3. Your Value to the Organization:This type of question also provides an opening for you to affirm your ability to add value in key areas of the work early in your tenure. Based on the job description, along with anything the interviewer has said about the position's main responsibilities, make a case for how your skill set will equip you to learn your duties quickly. You can also assert that you'll take direction from your supervisor and focus your energies on mastering your work during the first several weeks, so you can maximize your value as soon as possible. 

However you answer this question, you'll want to demonstrate that you understand the main duties of the job, you know how to set and achieve goals, and that you are independent enough to complete tasks without burdening your boss.

Examples of the Best Answers

Take a look at some potential responses if you're asked what you hope to accomplish: 

I'll reach out to all the colleagues in my department and intersecting departments to learn as much as possible about the roles that everyone plays within the operation. I will devour all the information you've provided on policies and procedures, and during the evening, I'll continue reading everything I can find about the company and industry to get an accurate fix on the state of the firm within the marketplace. Our professional association offers some online tutorials as well, so I will work on those during my off hours.

Why It Works: This response shows that the candidate is incredibly independent and won't need a lot of hand-holding during the early days on the job. It also shows they're a hard worker, and willing to spend time after work hours learning more. 

I know you mentioned you would want to teach me the company's internal database system. Like I did during my first week at my previous job, I plan to spend my first few days and evenings learning the database so that I can begin using it fluently as quickly as possible.

Why It Works: This response is strong because it offers an example of how the candidate has previously made on-boarded to the job in an efficient manner. 

You have emphasized the importance of writing compelling press releases, and, based on my experience in the governor's office, I should be able to jump in and take on that responsibility quickly.

Why It Works: This response demonstrates that the candidate understands what tasks they will need to perform in the role, and shows that the candidate is ready to take them on without additional training. 

Over the course of the first week, I will compile a list of questions that can't be answered through printed resources or conversations with colleagues...and address them with my supervisor when we meet.

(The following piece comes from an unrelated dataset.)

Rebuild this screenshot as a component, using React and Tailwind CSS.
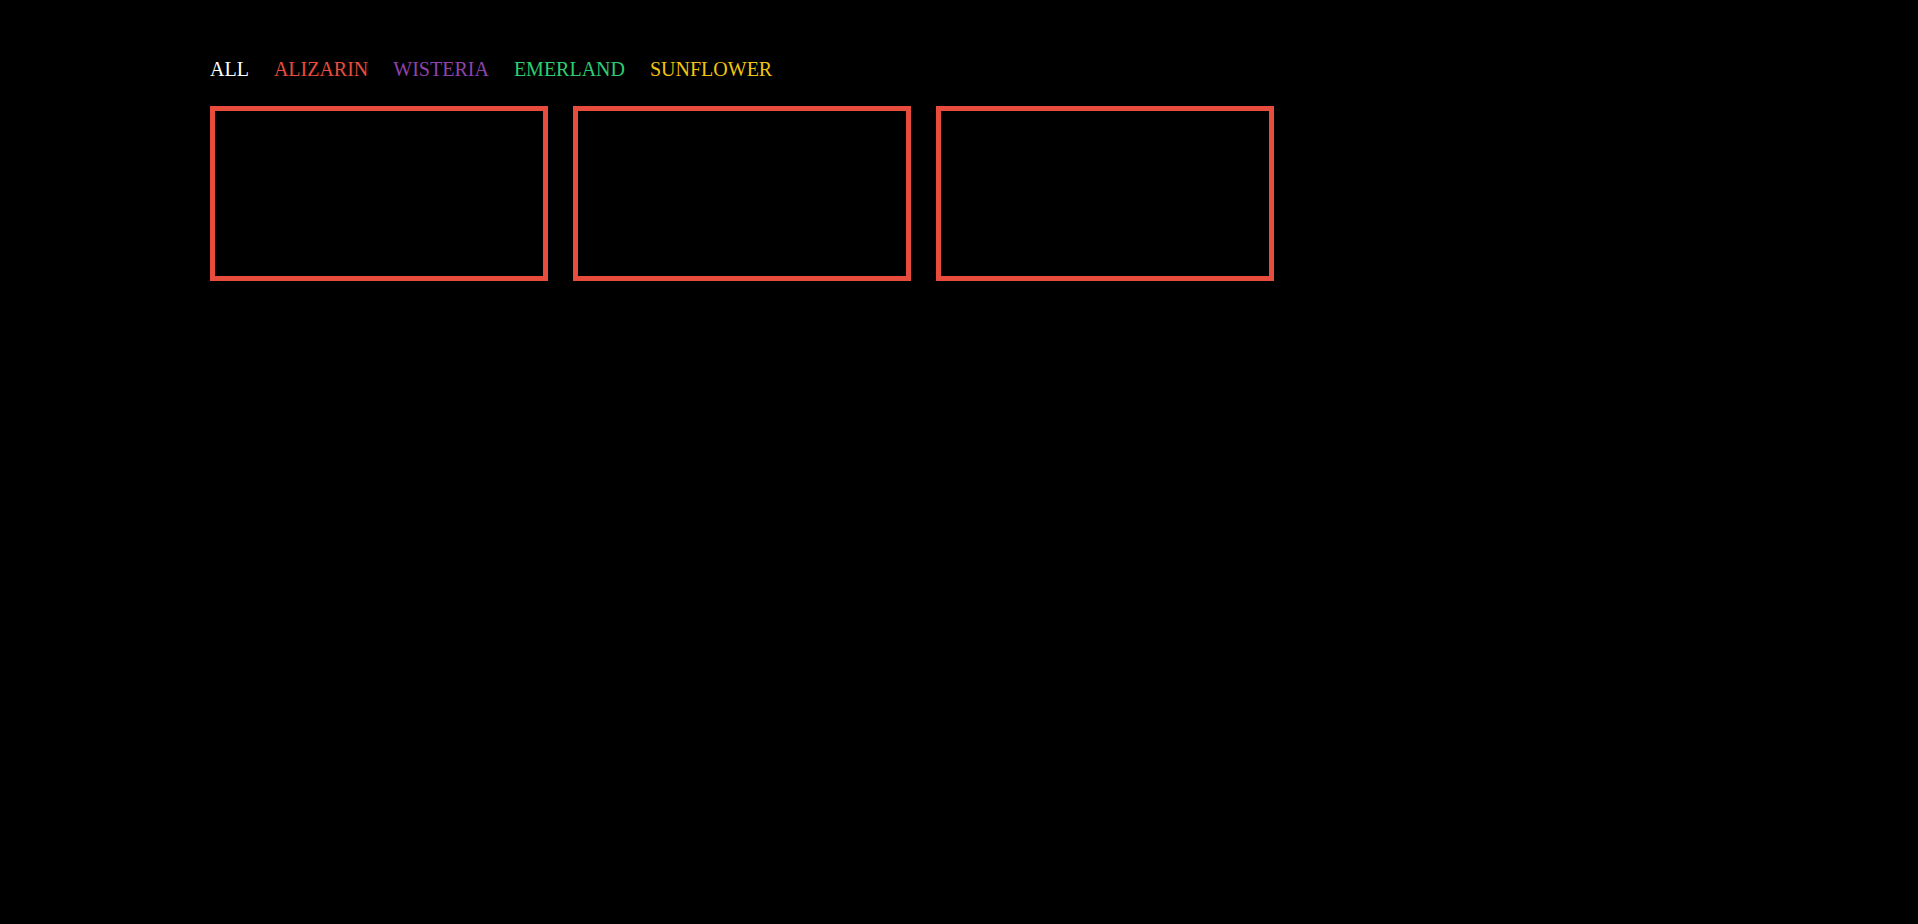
const filters = [
  { label: 'ALL', color: 'text-white' },
  { label: 'ALIZARIN', color: 'text-[#e74c3c]' },
  { label: 'WISTERIA', color: 'text-[#8e44ad]' },
  { label: 'EMERLAND', color: 'text-[#2ecc71]' },
  { label: 'SUNFLOWER', color: 'text-[#f1c40f]' },
]

export default function App() {
  return (
    <div className="min-h-[924px] w-full bg-black pl-[210px] pt-[58px] font-['Liberation_Serif',serif]">
      <ul className="flex gap-[25px] text-[20px] leading-[23px]">
        {filters.map((f) => (
          <li key={f.label} className={f.color}>
            {f.label}
          </li>
        ))}
      </ul>
      <div className="mt-[25px] flex gap-[25px]">
        {[0, 1, 2].map((i) => (
          <div key={i} className="h-[175px] w-[338px] border-[5px] border-[#e74c3c]" />
        ))}
      </div>
    </div>
  )
}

Why It Works: This response shows that the candidate anticipates having questions but has a smart, organized strategy for getting responses. 

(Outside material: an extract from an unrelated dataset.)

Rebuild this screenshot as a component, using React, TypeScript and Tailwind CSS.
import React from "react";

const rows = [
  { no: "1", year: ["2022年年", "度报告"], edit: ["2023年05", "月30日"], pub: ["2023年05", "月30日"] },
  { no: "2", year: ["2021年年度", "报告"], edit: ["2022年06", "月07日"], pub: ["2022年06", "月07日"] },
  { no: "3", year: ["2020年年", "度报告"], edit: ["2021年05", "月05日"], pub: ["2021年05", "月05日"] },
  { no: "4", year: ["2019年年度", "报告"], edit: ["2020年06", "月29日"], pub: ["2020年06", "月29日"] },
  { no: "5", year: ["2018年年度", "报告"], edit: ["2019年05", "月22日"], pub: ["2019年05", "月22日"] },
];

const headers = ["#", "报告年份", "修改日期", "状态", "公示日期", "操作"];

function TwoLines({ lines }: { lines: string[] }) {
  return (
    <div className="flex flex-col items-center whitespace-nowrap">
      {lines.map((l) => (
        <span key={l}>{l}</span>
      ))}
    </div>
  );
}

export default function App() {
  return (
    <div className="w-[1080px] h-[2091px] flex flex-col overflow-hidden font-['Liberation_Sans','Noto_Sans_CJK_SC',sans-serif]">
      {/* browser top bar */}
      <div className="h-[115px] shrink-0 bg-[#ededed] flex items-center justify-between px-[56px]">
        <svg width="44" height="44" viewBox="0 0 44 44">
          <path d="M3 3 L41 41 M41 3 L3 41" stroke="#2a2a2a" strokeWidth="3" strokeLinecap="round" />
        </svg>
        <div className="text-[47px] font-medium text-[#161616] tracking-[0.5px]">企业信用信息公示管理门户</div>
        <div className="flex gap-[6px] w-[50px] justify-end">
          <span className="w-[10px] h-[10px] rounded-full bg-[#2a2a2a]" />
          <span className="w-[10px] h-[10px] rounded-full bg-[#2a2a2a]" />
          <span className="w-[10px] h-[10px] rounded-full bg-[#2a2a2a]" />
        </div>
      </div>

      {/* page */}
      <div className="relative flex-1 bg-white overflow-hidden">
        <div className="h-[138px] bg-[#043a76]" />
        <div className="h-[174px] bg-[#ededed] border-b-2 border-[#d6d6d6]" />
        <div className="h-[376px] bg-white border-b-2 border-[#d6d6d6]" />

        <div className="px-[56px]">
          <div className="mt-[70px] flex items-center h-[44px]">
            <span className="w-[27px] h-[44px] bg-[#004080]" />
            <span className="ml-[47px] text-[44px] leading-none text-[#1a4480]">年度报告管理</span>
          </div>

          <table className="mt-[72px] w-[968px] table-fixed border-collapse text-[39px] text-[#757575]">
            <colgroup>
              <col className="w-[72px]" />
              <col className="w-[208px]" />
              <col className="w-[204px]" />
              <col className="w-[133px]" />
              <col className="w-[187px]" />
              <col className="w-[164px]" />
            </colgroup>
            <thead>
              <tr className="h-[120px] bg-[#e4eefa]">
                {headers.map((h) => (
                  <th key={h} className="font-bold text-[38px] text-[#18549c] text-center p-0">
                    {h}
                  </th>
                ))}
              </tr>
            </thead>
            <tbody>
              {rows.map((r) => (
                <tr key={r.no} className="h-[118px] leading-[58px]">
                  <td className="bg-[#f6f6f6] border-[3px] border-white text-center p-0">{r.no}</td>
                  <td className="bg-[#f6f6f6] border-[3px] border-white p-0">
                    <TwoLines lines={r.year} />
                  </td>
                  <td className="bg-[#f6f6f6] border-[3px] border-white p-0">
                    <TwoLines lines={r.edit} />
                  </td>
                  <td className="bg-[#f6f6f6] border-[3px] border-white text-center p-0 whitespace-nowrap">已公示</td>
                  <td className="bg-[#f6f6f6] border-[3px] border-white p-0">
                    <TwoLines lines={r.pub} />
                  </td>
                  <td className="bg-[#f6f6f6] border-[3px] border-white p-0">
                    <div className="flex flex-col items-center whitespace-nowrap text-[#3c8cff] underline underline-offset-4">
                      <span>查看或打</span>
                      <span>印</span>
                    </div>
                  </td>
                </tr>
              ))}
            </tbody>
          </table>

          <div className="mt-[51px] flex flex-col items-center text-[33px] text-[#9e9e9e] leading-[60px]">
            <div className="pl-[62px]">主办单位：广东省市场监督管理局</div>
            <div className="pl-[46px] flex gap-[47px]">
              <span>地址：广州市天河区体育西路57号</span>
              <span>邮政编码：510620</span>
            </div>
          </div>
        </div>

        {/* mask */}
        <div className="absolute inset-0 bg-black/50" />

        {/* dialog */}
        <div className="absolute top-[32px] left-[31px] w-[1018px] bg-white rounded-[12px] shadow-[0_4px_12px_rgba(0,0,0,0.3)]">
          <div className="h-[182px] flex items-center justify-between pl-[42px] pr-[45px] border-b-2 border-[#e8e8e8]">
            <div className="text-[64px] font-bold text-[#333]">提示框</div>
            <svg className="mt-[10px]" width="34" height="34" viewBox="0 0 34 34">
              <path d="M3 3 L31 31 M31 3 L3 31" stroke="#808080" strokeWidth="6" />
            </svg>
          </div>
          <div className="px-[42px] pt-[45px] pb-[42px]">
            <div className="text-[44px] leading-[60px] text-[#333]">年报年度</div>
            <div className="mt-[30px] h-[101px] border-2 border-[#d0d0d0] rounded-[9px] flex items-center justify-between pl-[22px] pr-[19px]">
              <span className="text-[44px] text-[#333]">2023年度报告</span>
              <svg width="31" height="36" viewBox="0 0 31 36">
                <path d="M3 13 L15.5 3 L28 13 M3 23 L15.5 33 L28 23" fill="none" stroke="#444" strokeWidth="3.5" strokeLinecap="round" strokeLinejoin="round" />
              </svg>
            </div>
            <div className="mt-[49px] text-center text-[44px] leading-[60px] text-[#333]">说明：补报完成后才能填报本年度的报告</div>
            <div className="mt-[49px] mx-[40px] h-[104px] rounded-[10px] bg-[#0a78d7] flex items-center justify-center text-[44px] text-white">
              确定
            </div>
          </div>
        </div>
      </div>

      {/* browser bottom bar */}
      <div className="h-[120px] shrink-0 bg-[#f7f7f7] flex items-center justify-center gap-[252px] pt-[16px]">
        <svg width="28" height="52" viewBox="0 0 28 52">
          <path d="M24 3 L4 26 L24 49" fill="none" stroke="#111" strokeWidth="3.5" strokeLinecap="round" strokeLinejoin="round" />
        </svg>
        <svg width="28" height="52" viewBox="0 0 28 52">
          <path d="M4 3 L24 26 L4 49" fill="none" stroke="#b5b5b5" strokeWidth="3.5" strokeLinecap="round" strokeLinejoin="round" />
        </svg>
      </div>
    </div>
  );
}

I am a list person, so I like to write down objectives for learning to stay on track. For example, you mentioned how important the online purchasing system is to this job, so I would include the goal of mastering that system during the first two weeks at the top of my list.

Why It Works: Again, this response shows how the candidate is incredibly organized, as well as being goal-oriented. 

Tips for Giving the Best Answer

In your response, you'll want to: 

  • Show that you're an active learner and won't require too much hand-holding 
  • Share your strategy for getting questions answered
  • Demonstrate how you'll be able to quickly add value 
  • Show that you understand what's involved in the role 

What Not to Say 

  • Avoid responding by saying that you'll ask tons of questions — this could make a manager feel nervous that you'll eat up a ton of their time 
  • You also won't want to say that you'll be slow to ramp up
  • Don't be unrealistic about what you hope to achieve — if you say, for instance, that you'll totally reorganize the workflow it can be off-putting

Possible Follow Up Questions

  • Tell me about how you handled the first month in a previous role. 
  • What would you do if you had a question, and I wasn't available to help? 

Key Takeaways

Emphasize Independence: Employees are looking for self-starters who pick up processes quickly and don't require excessive training. 

Show You Know When to Ask: Still, it's also important to demonstrate that you know when to reach out for help or more information. 

Provide Examples: The strongest answers will show how you'll work, whether by explaining your workflow or providing examples from the past.